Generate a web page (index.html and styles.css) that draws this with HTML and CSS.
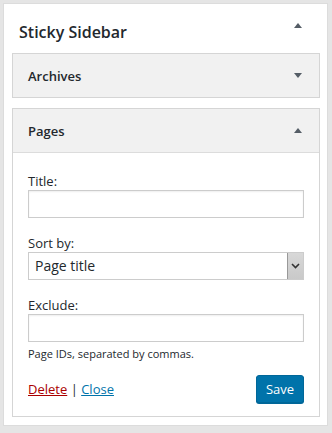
FILE: index.html
```html
<!DOCTYPE html>
<html>
<head>
<meta charset="utf-8">
<link rel="stylesheet" href="styles.css">
</head>
<body>
<div class="sidebar">
  <div class="sidebar-head">
    <h2 class="sidebar-title">Sticky Sidebar</h2>
    <span class="arrow up"></span>
  </div>
  <div class="widget">
    <div class="widget-head">
      <span class="widget-title">Archives</span>
      <span class="arrow down"></span>
    </div>
  </div>
  <div class="widget open">
    <div class="widget-head">
      <span class="widget-title">Pages</span>
      <span class="arrow up"></span>
    </div>
    <div class="widget-body">
      <label class="field-label">Title:</label>
      <div class="text-input"></div>
      <label class="field-label gap">Sort by:</label>
      <div class="select">
        <span class="select-value">Page title</span>
        <span class="select-btn">
          <svg width="9" height="6" viewBox="0 0 9 6"><path d="M1 1 L4.5 4.5 L8 1" fill="none" stroke="#333" stroke-width="1.6"/></svg>
        </span>
      </div>
      <label class="field-label gap">Exclude:</label>
      <div class="text-input"></div>
      <p class="help">Page IDs, separated by commas.</p>
      <div class="actions">
        <div class="links"><a class="delete" href="#">Delete</a> | <a class="close" href="#">Close</a></div>
        <button class="save">Save</button>
      </div>
    </div>
  </div>
</div>
</body>
</html>
```
FILE: styles.css
```css
html, body {
  margin: 0;
  padding: 0;
  background: #e5e5e5;
}
body {
  font-family: "Open Sans", "Noto Sans", sans-serif;
  color: #23282d;
  padding: 3px 4px 0 3px;
}
.sidebar {
  background: #fff;
  border: 1px solid #dcdcdc;
  width: 308px;
  padding: 0 7px 8px 8px;
  display: flex;
  flex-direction: column;
  gap: 10px;
}
.sidebar-head {
  height: 49px;
  display: flex;
  align-items: center;
  justify-content: space-between;
  padding: 0 18px 0 7px;
  margin-bottom: -10px;
}
.sidebar-title {
  margin: 0;
  font-size: 16px;
  font-weight: 600;
  position: relative;
  top: 3px;
}
.arrow {
  width: 0;
  height: 0;
  border-left: 4px solid transparent;
  border-right: 4px solid transparent;
}
.arrow.up { border-bottom: 5px solid #555d66; }
.arrow.down { border-top: 5px solid #555d66; }
.sidebar-head .arrow { position: relative; top: -3px; }
.widget {
  border: 1px solid #d5d5d5;
  background: #fff;
}
.widget-head {
  height: 43px;
  background: #f1f1f1;
  display: flex;
  align-items: center;
  justify-content: space-between;
  padding: 0 17px 0 15px;
}
.widget-title {
  font-size: 13px;
  font-weight: 600;
}
.open .widget-head {
  border-bottom: 1px solid #dcdcdc;
}
.widget-body {
  display: flex;
  flex-direction: column;
  padding: 19px 15px 13px 15px;
}
.field-label {
  font-size: 13px;
  line-height: 18px;
  height: 17px;
}
.field-label.gap {
  margin-top: 16px;
}
.text-input {
  height: 26px;
  border: 1px solid #ccc;
  box-shadow: inset 0 1px 2px rgba(0,0,0,0.07);
  background: #fff;
  margin-top: 1px;
}
.select {
  height: 26px;
  border: 1px solid #ccc;
  margin-top: 1px;
  display: flex;
  align-items: stretch;
  justify-content: space-between;
}
.select-value {
  font-size: 14px;
  line-height: 26px;
  padding-left: 6px;
}
.select-btn {
  width: 15px;
  background: linear-gradient(#d8d8d8, #c9c9c9);
  border-left: 1px solid #999;
  display: flex;
  align-items: center;
  justify-content: center;
}
.help {
  margin: 4px 0 0 0;
  font-size: 11px;
  line-height: 16px;
}
.actions {
  margin-top: 13px;
  display: flex;
  align-items: center;
  justify-content: space-between;
}
.links {
  font-size: 13px;
}
.links a { text-decoration: underline; }
.delete { color: #a00; }
.close { color: #0073aa; }
.save {
  width: 48px;
  height: 28px;
  background: #0073aa;
  border: 1px solid #006799;
  border-radius: 3px;
  color: #fff;
  font-family: "Open Sans", "Noto Sans", sans-serif;
  font-size: 13px;
  padding: 0;
  box-shadow: 0 1px 0 #006799;
}
```
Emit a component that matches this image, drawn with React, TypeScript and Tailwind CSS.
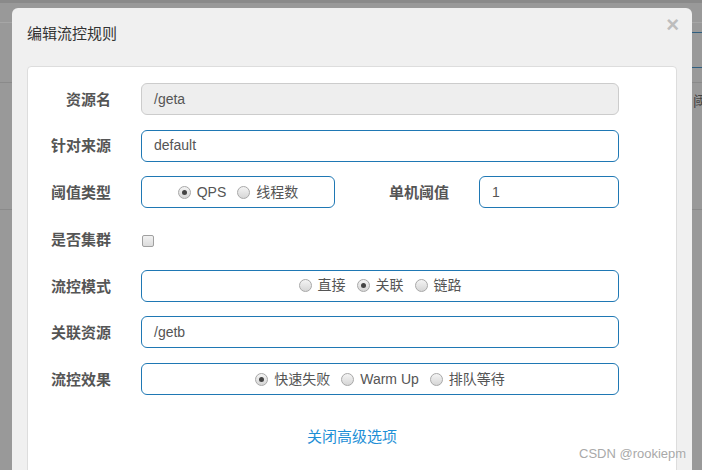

§ Exercise brief:
Extract the full listing above verbatim; pictures are to be left out of the copy.

§ Expected output:
Generate a web page (index.html and styles.css) that draws this with HTML and CSS.
FILE: index.html
```html
<!DOCTYPE html>
<html>
<head>
<meta charset="utf-8">
<link rel="stylesheet" href="styles.css">
</head>
<body>
<div class="sidebar">
  <div class="sidebar-head">
    <h2 class="sidebar-title">Sticky Sidebar</h2>
    <span class="arrow up"></span>
  </div>
  <div class="widget">
    <div class="widget-head">
      <span class="widget-title">Archives</span>
      <span class="arrow down"></span>
    </div>
  </div>
  <div class="widget open">
    <div class="widget-head">
      <span class="widget-title">Pages</span>
      <span class="arrow up"></span>
    </div>
    <div class="widget-body">
      <label class="field-label">Title:</label>
      <div class="text-input"></div>
      <label class="field-label gap">Sort by:</label>
      <div class="select">
        <span class="select-value">Page title</span>
        <span class="select-btn">
          <svg width="9" height="6" viewBox="0 0 9 6"><path d="M1 1 L4.5 4.5 L8 1" fill="none" stroke="#333" stroke-width="1.6"/></svg>
        </span>
      </div>
      <label class="field-label gap">Exclude:</label>
      <div class="text-input"></div>
      <p class="help">Page IDs, separated by commas.</p>
      <div class="actions">
        <div class="links"><a class="delete" href="#">Delete</a> | <a class="close" href="#">Close</a></div>
        <button class="save">Save</button>
      </div>
    </div>
  </div>
</div>
</body>
</html>
```
FILE: styles.css
```css
html, body {
  margin: 0;
  padding: 0;
  background: #e5e5e5;
}
body {
  font-family: "Open Sans", "Noto Sans", sans-serif;
  color: #23282d;
  padding: 3px 4px 0 3px;
}
.sidebar {
  background: #fff;
  border: 1px solid #dcdcdc;
  width: 308px;
  padding: 0 7px 8px 8px;
  display: flex;
  flex-direction: column;
  gap: 10px;
}
.sidebar-head {
  height: 49px;
  display: flex;
  align-items: center;
  justify-content: space-between;
  padding: 0 18px 0 7px;
  margin-bottom: -10px;
}
.sidebar-title {
  margin: 0;
  font-size: 16px;
  font-weight: 600;
  position: relative;
  top: 3px;
}
.arrow {
  width: 0;
  height: 0;
  border-left: 4px solid transparent;
  border-right: 4px solid transparent;
}
.arrow.up { border-bottom: 5px solid #555d66; }
.arrow.down { border-top: 5px solid #555d66; }
.sidebar-head .arrow { position: relative; top: -3px; }
.widget {
  border: 1px solid #d5d5d5;
  background: #fff;
}
.widget-head {
  height: 43px;
  background: #f1f1f1;
  display: flex;
  align-items: center;
  justify-content: space-between;
  padding: 0 17px 0 15px;
}
.widget-title {
  font-size: 13px;
  font-weight: 600;
}
.open .widget-head {
  border-bottom: 1px solid #dcdcdc;
}
.widget-body {
  display: flex;
  flex-direction: column;
  padding: 19px 15px 13px 15px;
}
.field-label {
  font-size: 13px;
  line-height: 18px;
  height: 17px;
}
.field-label.gap {
  margin-top: 16px;
}
.text-input {
  height: 26px;
  border: 1px solid #ccc;
  box-shadow: inset 0 1px 2px rgba(0,0,0,0.07);
  background: #fff;
  margin-top: 1px;
}
.select {
  height: 26px;
  border: 1px solid #ccc;
  margin-top: 1px;
  display: flex;
  align-items: stretch;
  justify-content: space-between;
}
.select-value {
  font-size: 14px;
  line-height: 26px;
  padding-left: 6px;
}
.select-btn {
  width: 15px;
  background: linear-gradient(#d8d8d8, #c9c9c9);
  border-left: 1px solid #999;
  display: flex;
  align-items: center;
  justify-content: center;
}
.help {
  margin: 4px 0 0 0;
  font-size: 11px;
  line-height: 16px;
}
.actions {
  margin-top: 13px;
  display: flex;
  align-items: center;
  justify-content: space-between;
}
.links {
  font-size: 13px;
}
.links a { text-decoration: underline; }
.delete { color: #a00; }
.close { color: #0073aa; }
.save {
  width: 48px;
  height: 28px;
  background: #0073aa;
  border: 1px solid #006799;
  border-radius: 3px;
  color: #fff;
  font-family: "Open Sans", "Noto Sans", sans-serif;
  font-size: 13px;
  padding: 0;
  box-shadow: 0 1px 0 #006799;
}
```
Emit a component that matches this image, drawn with React, TypeScript and Tailwind CSS.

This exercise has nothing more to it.